● **The request**:
Only the lines from the line containing "Clone this screenshot" to the line containing "const HEAD = 5", with both of those lines, are to be repeated exactly. Leave the images out.

● **Materials provided**:

┄┄┄┄┄┄┄┄┄┄┄┄┄┄┄┄┄┄┄┄

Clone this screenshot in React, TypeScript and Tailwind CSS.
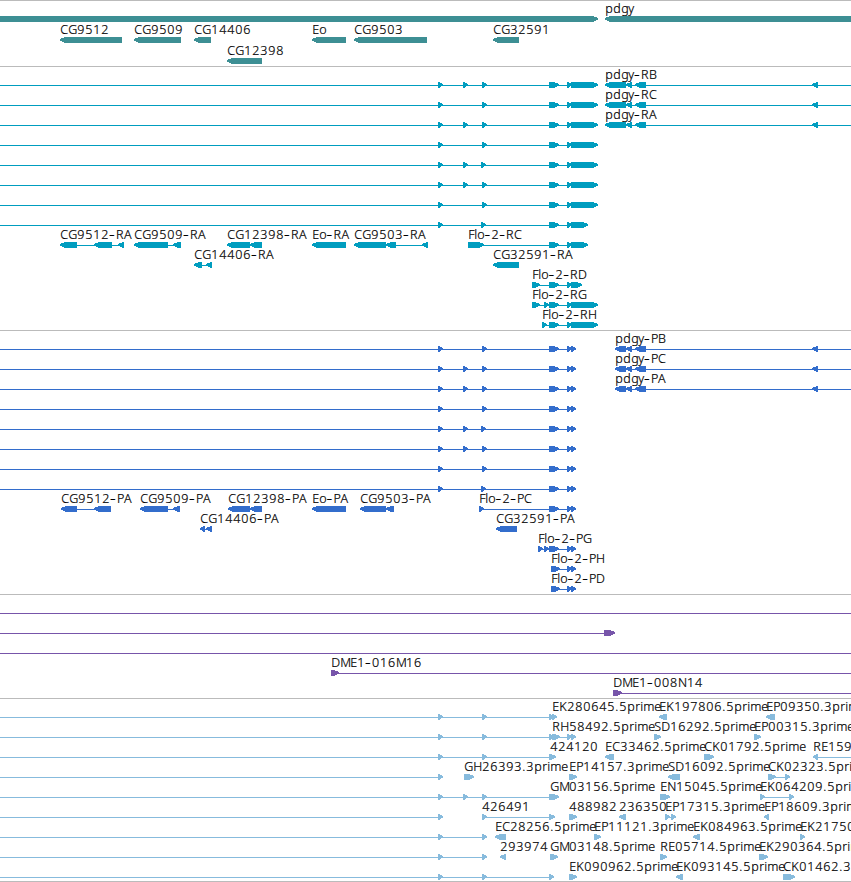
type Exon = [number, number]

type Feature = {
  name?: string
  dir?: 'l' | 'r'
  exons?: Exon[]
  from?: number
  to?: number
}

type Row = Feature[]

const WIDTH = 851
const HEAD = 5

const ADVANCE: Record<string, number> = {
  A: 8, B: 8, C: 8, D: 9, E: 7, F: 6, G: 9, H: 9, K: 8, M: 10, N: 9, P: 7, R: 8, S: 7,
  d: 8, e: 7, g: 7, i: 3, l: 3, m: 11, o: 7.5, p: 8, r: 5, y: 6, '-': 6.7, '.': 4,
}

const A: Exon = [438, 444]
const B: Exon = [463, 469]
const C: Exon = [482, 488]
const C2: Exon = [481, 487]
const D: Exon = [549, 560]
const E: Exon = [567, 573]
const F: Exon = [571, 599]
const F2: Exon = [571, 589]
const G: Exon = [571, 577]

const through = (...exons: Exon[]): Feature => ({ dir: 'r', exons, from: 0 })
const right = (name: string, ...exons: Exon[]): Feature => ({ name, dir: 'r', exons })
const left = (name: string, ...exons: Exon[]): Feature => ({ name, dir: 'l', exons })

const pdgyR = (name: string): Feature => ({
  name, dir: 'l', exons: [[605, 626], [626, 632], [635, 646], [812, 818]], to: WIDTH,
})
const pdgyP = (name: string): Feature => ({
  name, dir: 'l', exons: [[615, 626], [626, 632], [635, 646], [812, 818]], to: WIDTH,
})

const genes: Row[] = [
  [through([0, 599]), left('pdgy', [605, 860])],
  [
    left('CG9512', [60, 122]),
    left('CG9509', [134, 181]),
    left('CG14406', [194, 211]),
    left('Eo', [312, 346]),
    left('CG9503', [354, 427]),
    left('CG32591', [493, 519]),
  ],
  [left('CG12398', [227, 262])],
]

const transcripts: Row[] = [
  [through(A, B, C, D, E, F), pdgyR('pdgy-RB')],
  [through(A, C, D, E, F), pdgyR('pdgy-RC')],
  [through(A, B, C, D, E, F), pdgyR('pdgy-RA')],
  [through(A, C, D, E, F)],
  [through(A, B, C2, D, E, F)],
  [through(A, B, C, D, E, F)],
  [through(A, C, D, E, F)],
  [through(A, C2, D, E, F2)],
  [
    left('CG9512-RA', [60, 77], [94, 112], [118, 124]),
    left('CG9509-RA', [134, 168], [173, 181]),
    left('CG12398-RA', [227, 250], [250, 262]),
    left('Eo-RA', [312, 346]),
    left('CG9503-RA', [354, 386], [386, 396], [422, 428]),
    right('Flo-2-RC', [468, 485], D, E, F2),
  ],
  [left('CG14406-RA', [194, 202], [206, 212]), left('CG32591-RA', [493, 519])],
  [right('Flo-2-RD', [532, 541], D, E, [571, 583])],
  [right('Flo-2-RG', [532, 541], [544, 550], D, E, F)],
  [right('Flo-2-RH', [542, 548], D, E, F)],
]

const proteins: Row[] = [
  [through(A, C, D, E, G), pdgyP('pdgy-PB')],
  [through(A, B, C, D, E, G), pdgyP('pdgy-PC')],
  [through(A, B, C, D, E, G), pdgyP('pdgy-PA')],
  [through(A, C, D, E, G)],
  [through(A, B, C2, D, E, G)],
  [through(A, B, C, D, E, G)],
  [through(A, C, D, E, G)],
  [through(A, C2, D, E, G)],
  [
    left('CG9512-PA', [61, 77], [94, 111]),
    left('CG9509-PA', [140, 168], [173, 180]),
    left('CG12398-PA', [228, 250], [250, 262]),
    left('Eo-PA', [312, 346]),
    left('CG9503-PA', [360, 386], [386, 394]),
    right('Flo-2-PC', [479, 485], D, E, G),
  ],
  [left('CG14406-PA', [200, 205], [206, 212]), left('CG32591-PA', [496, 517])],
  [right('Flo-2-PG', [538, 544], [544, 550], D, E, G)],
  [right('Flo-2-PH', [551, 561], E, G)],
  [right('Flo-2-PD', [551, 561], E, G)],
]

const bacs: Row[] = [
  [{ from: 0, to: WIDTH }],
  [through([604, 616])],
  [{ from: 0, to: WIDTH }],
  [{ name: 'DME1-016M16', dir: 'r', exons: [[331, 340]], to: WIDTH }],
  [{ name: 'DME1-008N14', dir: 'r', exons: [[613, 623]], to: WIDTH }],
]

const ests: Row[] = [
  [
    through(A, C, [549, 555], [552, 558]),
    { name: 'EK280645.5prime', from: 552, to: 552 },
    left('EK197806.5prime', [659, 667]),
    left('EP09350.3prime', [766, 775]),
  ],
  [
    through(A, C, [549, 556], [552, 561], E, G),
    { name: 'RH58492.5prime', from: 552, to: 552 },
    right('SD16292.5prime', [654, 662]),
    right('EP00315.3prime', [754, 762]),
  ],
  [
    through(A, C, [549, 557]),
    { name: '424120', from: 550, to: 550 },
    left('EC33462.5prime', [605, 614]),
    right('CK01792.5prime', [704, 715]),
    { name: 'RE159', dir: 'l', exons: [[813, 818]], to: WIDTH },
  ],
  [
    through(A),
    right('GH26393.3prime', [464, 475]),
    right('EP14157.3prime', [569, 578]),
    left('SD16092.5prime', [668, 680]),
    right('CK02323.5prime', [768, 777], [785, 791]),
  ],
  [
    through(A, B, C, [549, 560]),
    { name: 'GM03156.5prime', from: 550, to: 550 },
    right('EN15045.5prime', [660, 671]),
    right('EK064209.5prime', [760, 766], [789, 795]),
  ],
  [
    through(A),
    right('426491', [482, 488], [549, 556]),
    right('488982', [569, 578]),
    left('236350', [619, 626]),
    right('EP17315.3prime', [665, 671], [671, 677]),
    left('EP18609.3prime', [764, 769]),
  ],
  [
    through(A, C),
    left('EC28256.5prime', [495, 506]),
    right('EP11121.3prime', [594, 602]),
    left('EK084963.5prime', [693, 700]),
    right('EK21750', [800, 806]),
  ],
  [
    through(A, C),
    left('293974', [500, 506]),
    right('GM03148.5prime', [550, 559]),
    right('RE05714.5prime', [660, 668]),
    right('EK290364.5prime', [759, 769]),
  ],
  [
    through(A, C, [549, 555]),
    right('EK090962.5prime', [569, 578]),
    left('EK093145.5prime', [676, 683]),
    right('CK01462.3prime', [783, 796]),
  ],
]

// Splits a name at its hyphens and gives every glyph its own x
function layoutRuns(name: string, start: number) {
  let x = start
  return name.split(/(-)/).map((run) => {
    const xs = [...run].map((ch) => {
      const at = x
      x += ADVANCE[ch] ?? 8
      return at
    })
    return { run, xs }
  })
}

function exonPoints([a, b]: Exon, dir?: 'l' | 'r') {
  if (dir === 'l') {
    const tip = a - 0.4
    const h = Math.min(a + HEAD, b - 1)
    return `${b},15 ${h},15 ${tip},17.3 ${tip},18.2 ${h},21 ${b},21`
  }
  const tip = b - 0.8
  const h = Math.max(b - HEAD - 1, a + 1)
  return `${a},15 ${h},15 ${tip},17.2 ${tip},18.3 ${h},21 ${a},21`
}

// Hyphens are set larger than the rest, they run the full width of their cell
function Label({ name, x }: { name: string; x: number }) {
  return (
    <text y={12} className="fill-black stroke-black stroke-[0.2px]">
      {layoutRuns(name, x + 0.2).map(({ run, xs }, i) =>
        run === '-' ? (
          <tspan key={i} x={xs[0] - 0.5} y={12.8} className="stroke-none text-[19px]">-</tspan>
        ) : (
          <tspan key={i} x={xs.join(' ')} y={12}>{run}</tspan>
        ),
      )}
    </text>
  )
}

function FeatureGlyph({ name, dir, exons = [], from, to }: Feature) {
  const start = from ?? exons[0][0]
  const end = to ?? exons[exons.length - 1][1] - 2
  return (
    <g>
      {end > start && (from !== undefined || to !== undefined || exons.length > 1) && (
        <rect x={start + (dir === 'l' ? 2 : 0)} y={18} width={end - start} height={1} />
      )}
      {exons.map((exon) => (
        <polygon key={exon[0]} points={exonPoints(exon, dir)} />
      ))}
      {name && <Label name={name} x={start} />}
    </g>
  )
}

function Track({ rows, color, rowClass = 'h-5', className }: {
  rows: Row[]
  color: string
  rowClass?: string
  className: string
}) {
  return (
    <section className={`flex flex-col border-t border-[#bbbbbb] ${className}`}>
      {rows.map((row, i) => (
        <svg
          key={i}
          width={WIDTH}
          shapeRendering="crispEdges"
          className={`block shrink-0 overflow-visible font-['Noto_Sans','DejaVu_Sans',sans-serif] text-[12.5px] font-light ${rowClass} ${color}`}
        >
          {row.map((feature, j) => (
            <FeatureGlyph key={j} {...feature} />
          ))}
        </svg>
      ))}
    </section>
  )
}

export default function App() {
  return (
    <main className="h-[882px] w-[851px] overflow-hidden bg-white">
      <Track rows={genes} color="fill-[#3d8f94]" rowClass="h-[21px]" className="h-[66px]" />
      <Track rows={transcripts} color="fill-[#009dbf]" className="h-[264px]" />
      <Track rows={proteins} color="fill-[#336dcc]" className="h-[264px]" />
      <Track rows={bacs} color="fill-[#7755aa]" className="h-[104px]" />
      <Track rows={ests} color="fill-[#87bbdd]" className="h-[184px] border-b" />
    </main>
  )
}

┄┄┄┄┄┄┄┄┄┄┄┄┄┄┄┄┄┄┄┄

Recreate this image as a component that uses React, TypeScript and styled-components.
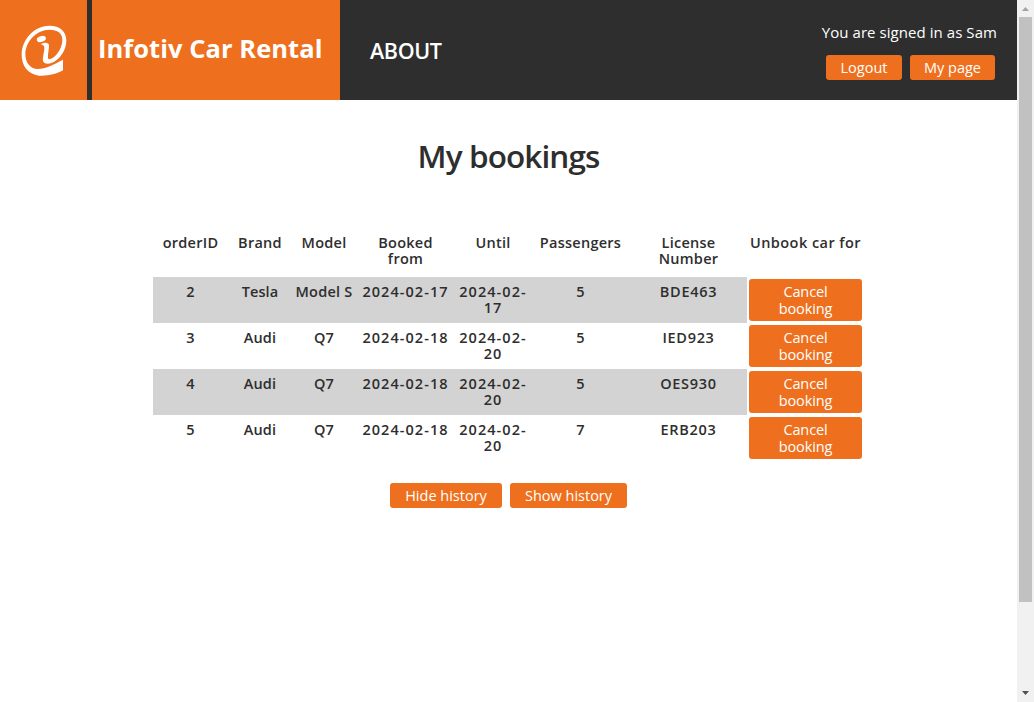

┄┄┄┄┄┄┄┄┄┄┄┄┄┄┄┄┄┄┄┄

● **Output of the task**:
Clone this screenshot in React, TypeScript and Tailwind CSS.
type Exon = [number, number]

type Feature = {
  name?: string
  dir?: 'l' | 'r'
  exons?: Exon[]
  from?: number
  to?: number
}

type Row = Feature[]

const WIDTH = 851
const HEAD = 5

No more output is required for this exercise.